* _WHAT IS BEING ASKED_: Pictures stay out of the copy; set down each line of the listing below exactly.

* _MATERIAL PROVIDED_:
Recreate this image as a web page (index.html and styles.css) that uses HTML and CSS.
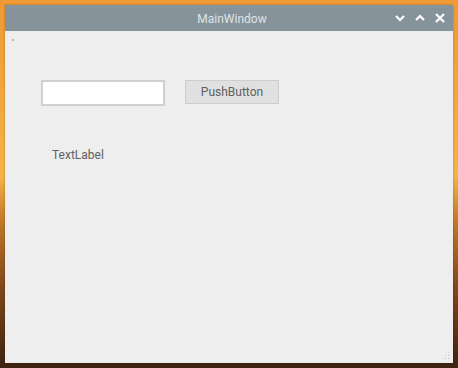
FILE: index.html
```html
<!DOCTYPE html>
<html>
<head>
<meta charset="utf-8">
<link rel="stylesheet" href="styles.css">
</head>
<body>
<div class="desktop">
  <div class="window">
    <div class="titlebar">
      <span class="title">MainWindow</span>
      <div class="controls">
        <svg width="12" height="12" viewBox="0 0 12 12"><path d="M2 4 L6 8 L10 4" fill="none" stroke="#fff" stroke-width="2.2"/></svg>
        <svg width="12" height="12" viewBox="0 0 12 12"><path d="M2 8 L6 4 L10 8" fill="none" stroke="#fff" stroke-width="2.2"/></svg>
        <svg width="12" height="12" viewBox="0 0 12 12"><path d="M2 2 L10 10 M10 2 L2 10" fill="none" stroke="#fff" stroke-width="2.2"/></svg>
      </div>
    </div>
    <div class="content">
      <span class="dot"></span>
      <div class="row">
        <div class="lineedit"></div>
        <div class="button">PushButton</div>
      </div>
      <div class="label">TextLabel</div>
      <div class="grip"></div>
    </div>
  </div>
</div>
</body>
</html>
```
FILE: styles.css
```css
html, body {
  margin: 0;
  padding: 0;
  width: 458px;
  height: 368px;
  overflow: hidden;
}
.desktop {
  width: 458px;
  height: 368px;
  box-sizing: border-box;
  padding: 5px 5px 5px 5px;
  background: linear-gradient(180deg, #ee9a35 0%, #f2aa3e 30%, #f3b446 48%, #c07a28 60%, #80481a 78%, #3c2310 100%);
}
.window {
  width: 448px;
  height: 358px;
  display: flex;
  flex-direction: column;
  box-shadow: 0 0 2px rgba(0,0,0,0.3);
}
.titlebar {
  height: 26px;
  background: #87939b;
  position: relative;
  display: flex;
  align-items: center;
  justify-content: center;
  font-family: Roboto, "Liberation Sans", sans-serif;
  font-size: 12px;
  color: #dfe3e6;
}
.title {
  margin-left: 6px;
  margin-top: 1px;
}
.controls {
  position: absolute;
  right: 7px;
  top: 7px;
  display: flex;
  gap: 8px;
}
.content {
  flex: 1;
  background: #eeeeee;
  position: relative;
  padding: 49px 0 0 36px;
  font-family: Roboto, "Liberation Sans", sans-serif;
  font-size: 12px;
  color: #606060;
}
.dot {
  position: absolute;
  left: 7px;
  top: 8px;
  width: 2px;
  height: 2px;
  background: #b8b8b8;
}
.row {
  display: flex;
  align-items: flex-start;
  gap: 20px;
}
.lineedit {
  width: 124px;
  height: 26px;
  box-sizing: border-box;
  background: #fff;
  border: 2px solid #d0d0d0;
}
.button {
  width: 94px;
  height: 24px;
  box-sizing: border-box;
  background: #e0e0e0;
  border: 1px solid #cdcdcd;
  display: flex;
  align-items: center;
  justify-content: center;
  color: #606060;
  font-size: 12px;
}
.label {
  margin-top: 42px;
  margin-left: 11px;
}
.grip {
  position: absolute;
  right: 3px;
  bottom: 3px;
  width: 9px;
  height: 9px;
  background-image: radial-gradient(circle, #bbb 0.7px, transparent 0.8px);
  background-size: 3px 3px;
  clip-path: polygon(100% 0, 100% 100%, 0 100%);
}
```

* _COMPLETE ANSWER_:
Recreate this image as a web page (index.html and styles.css) that uses HTML and CSS.
FILE: index.html
```html
<!DOCTYPE html>
<html>
<head>
<meta charset="utf-8">
<link rel="stylesheet" href="styles.css">
</head>
<body>
<div class="desktop">
  <div class="window">
    <div class="titlebar">
      <span class="title">MainWindow</span>
      <div class="controls">
        <svg width="12" height="12" viewBox="0 0 12 12"><path d="M2 4 L6 8 L10 4" fill="none" stroke="#fff" stroke-width="2.2"/></svg>
        <svg width="12" height="12" viewBox="0 0 12 12"><path d="M2 8 L6 4 L10 8" fill="none" stroke="#fff" stroke-width="2.2"/></svg>
        <svg width="12" height="12" viewBox="0 0 12 12"><path d="M2 2 L10 10 M10 2 L2 10" fill="none" stroke="#fff" stroke-width="2.2"/></svg>
      </div>
    </div>
    <div class="content">
      <span class="dot"></span>
      <div class="row">
        <div class="lineedit"></div>
        <div class="button">PushButton</div>
      </div>
      <div class="label">TextLabel</div>
      <div class="grip"></div>
    </div>
  </div>
</div>
</body>
</html>
```
FILE: styles.css
```css
html, body {
  margin: 0;
  padding: 0;
  width: 458px;
  height: 368px;
  overflow: hidden;
}
.desktop {
  width: 458px;
  height: 368px;
  box-sizing: border-box;
  padding: 5px 5px 5px 5px;
  background: linear-gradient(180deg, #ee9a35 0%, #f2aa3e 30%, #f3b446 48%, #c07a28 60%, #80481a 78%, #3c2310 100%);
}
.window {
  width: 448px;
  height: 358px;
  display: flex;
  flex-direction: column;
  box-shadow: 0 0 2px rgba(0,0,0,0.3);
}
.titlebar {
  height: 26px;
  background: #87939b;
  position: relative;
  display: flex;
  align-items: center;
  justify-content: center;
  font-family: Roboto, "Liberation Sans", sans-serif;
  font-size: 12px;
  color: #dfe3e6;
}
.title {
  margin-left: 6px;
  margin-top: 1px;
}
.controls {
  position: absolute;
  right: 7px;
  top: 7px;
  display: flex;
  gap: 8px;
}
.content {
  flex: 1;
  background: #eeeeee;
  position: relative;
  padding: 49px 0 0 36px;
  font-family: Roboto, "Liberation Sans", sans-serif;
  font-size: 12px;
  color: #606060;
}
.dot {
  position: absolute;
  left: 7px;
  top: 8px;
  width: 2px;
  height: 2px;
  background: #b8b8b8;
}
.row {
  display: flex;
  align-items: flex-start;
  gap: 20px;
}
.lineedit {
  width: 124px;
  height: 26px;
  box-sizing: border-box;
  background: #fff;
  border: 2px solid #d0d0d0;
}
.button {
  width: 94px;
  height: 24px;
  box-sizing: border-box;
  background: #e0e0e0;
  border: 1px solid #cdcdcd;
  display: flex;
  align-items: center;
  justify-content: center;
  color: #606060;
  font-size: 12px;
}
.label {
  margin-top: 42px;
  margin-left: 11px;
}
.grip {
  position: absolute;
  right: 3px;
  bottom: 3px;
  width: 9px;
  height: 9px;
  background-image: radial-gradient(circle, #bbb 0.7px, transparent 0.8px);
  background-size: 3px 3px;
  clip-path: polygon(100% 0, 100% 100%, 0 100%);
}
```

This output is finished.